The thermal conductivity of ionic liquids. Experiment and molecular interpretation

Ionic liquids (ILs) are salts in the liquid state at room temperature with some relevant properties, namely their low vapor pressure over a wide temperature range and higher thermal conductivity than molecular fluids and molten salts. They are considered sustainable novel solvents in chemical technology for many applications, making them possible candidates for heat transfer and storage. Among all known ILs, imidazolium-based cations are the most studied, given their safety, low cost, low viscosity, and for some of them, low toxicity and biodegradability. Recent efforts to recommend reference values for the thermophysical properties of an IUPAC standard ionic liquid, [C(6)mim][(CF3SO2)(2)N], showed that there are still problems with the agreement of experimental data. To fully understand their properties at a molecular/ionic level and thermal conduction in these ionic liquids, accurate experimental measurements and theoretical analysis are necessary. This work analyses recent work on pure ionic liquids thermal conductivity, reporting new data for two of them, [C(4)mim][(N(CN)(2)] and [C(2)mim][SCN], and analyzing the effect of the cation and anion on the macroscopic thermal conductivity.
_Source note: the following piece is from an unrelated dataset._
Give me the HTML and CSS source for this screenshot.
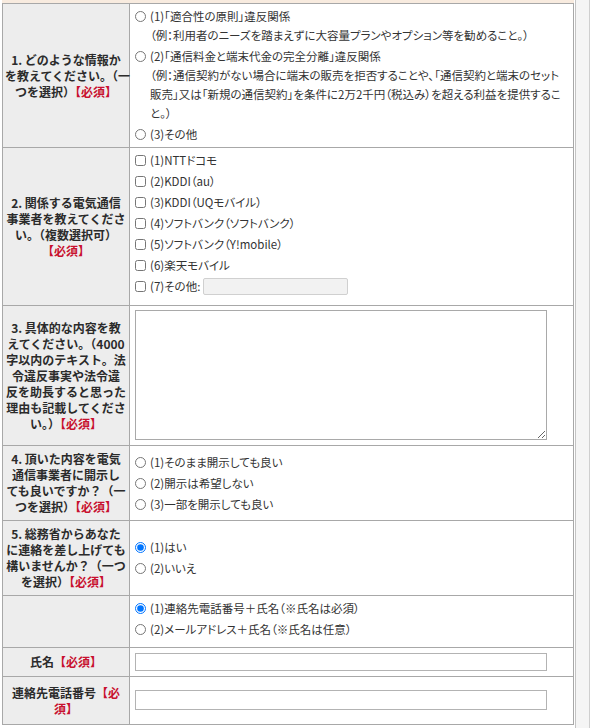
FILE: index.html
```html
<!DOCTYPE html>
<html lang="ja">
<head>
    <meta charset="UTF-8">
    <meta name="viewport" content="width=device-width, initial-scale=1.0">
    <title>情報提供フォーム</title>
    <link rel="stylesheet" href="styles.css">
</head>
<body>

<div class="page">
    <div class="form-wrap">
        <div class="form-top"></div>
        <table class="form-table">
            <!-- 1. 情報の種類 -->
            <tr>
                <th class="label">1. どのような情報か<br>を教えてください。（一<br>つを選択）<span class="req">【必須】</span></th>
                <td class="field">
                    <label class="option"><input type="radio" name="kind"><span>(1)「適合性の原則」違反関係<br>（例：利用者のニーズを踏まえずに大容量プランやオプション等を勧めること。）</span></label>
                    <label class="option"><input type="radio" name="kind"><span>(2)「通信料金と端末代金の完全分離」違反関係<br>（例：通信契約がない場合に端末の販売を拒否することや、「通信契約と端末のセット<br>販売」又は「新規の通信契約」を条件に2万2千円（税込み）を超える利益を提供するこ<br>と。）</span></label>
                    <label class="option"><input type="radio" name="kind"><span>(3)その他</span></label>
                </td>
            </tr>

            <!-- 2. 事業者 -->
            <tr>
                <th class="label">2. 関係する電気通信<br>事業者を教えてくださ<br>い。（複数選択可）<br><span class="req">【必須】</span></th>
                <td class="field field-carriers">
                    <label class="option"><input type="checkbox"><span>(1)NTTドコモ</span></label>
                    <label class="option"><input type="checkbox"><span>(2)KDDI（au）</span></label>
                    <label class="option"><input type="checkbox"><span>(3)KDDI（UQモバイル）</span></label>
                    <label class="option"><input type="checkbox"><span>(4)ソフトバンク（ソフトバンク）</span></label>
                    <label class="option"><input type="checkbox"><span>(5)ソフトバンク（Y!mobile）</span></label>
                    <label class="option"><input type="checkbox"><span>(6)楽天モバイル</span></label>
                    <label class="option"><input type="checkbox"><span>(7)その他:</span><input type="text" class="other-input" disabled></label>
                </td>
            </tr>

            <!-- 3. 内容 -->
            <tr>
                <th class="label">3. 具体的な内容を教<br>えてください。（4000<br>字以内のテキスト。法<br>令違反事実や法令違<br>反を助長すると思った<br>理由も記載してくださ<br>い。）<span class="req">【必須】</span></th>
                <td class="field field-text">
                    <textarea class="detail"></textarea>
                </td>
            </tr>

            <!-- 4. 開示 -->
            <tr>
                <th class="label">4. 頂いた内容を電気<br>通信事業者に開示し<br>ても良いですか？（一<br>つを選択）<span class="req">【必須】</span></th>
                <td class="field">
                    <label class="option"><input type="radio" name="disclose"><span>(1)そのまま開示しても良い</span></label>
                    <label class="option"><input type="radio" name="disclose"><span>(2)開示は希望しない</span></label>
                    <label class="option"><input type="radio" name="disclose"><span>(3)一部を開示しても良い</span></label>
                </td>
            </tr>

            <!-- 5. 連絡 -->
            <tr>
                <th class="label">5. 総務省からあなた<br>に連絡を差し上げても<br>構いませんか？（一つ<br>を選択）<span class="req">【必須】</span></th>
                <td class="field">
                    <label class="option"><input type="radio" name="contact" checked><span>(1)はい</span></label>
                    <label class="option"><input type="radio" name="contact"><span>(2)いいえ</span></label>
                </td>
            </tr>

            <tr>
                <th class="label"></th>
                <td class="field field-method">
                    <label class="option"><input type="radio" name="method" checked><span>(1)連絡先電話番号＋氏名（※氏名は必須）</span></label>
                    <label class="option"><input type="radio" name="method"><span>(2)メールアドレス＋氏名（※氏名は任意）</span></label>
                </td>
            </tr>

            <tr>
                <th class="label">氏名<span class="req">【必須】</span></th>
                <td class="field field-input">
                    <input type="text" class="text-input">
                </td>
            </tr>

            <tr>
                <th class="label">連絡先電話番号<span class="req">【必<br>須】</span></th>
                <td class="field field-input field-phone">
                    <input type="text" class="text-input text-input-tall">
                </td>
            </tr>
        </table>
    </div>
    <div class="side-rail"></div>
</div>

</body>
</html>
```

FILE: styles.css
```css
body {
    margin: 0;
    background-color: #fff;
    color: #333;
    font-family: "Noto Sans CJK JP", "Noto Sans", sans-serif;
    font-size: 12px;
}

.page {
    display: flex;
    height: 728px;
    overflow: hidden;
}

.form-wrap {
    width: 572px;
    margin-left: 2px;
}

/* 上の見出し行の下端 */
.form-top {
    height: 3px;
    background-color: #f8ebdf;
}

.form-table {
    width: 572px;
    border-collapse: collapse;
    table-layout: fixed;
}

.form-table th,
.form-table td {
    border: 1px solid #a8a8a8;
}

/* 項目名 */
.label {
    width: 122px;
    padding: 5px 2px;
    background-color: #ededed;
    color: #2b2b2b;
    font-weight: 700;
    font-size: 12px;
    line-height: 16px;
    text-align: center;
    vertical-align: middle;
    white-space: nowrap;
}

.req {
    color: #c8102e;
}

/* 入力欄 */
.field {
    padding: 3px 5px;
    vertical-align: middle;
    background-color: #fff;
    font-size: 11.5px;
    line-height: 19px;
    font-feature-settings: "palt";
}

.field-carriers {
    padding-bottom: 9px;
}

.field-text {
    padding: 4px 5px 5px;
}

.field-method {
    padding: 3px 5px 8px;
}

.field-input {
    padding: 5px 5px;
}

.field-phone {
    padding: 13px 5px 14px;
}

.option {
    display: flex;
    align-items: flex-start;
    margin-bottom: 2px;
    white-space: nowrap;
}

.option:last-child {
    margin-bottom: 0;
}

.option input[type="radio"],
.option input[type="checkbox"] {
    width: 11px;
    height: 11px;
    margin: 4px 4px 0 0;
    flex: none;
}

.other-input {
    width: 145px;
    height: 17px;
    margin: 1px 0 0 3px;
    box-sizing: border-box;
    border: 1px solid #d0d0d0;
    border-radius: 2px;
    background-color: #f2f2f2;
}

.detail {
    display: block;
    width: 412px;
    height: 130px;
    box-sizing: border-box;
    border: 1px solid #a9a9a9;
    margin: 0;
}

.text-input {
    display: block;
    width: 412px;
    height: 18px;
    box-sizing: border-box;
    border: 1px solid #b3b3b3;
    margin: 0;
}

.text-input-tall {
    height: 20px;
}

/* 右側の枠 */
.side-rail {
    width: 13px;
    margin-left: 1px;
    border-left: 1px solid #c4c4c4;
    border-right: 1px solid #cfcfcf;
    background-color: #f5f5f5;
}
```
Thermal conductivity measured with a transient hot-wire probe in the temperature range 303.15 K < T < 348.15 K has an estimated expanded uncertainty U-r (lambda) = 0.02. Regularities of molecular mass and scaled volumes dependence on the effect of anion and cation on the thermal conductivity of the ionic liquids studied are discussed, as limitations to the existing approximate theoretical methods for the calculation of thermal conductivity, namely the Bridgman model.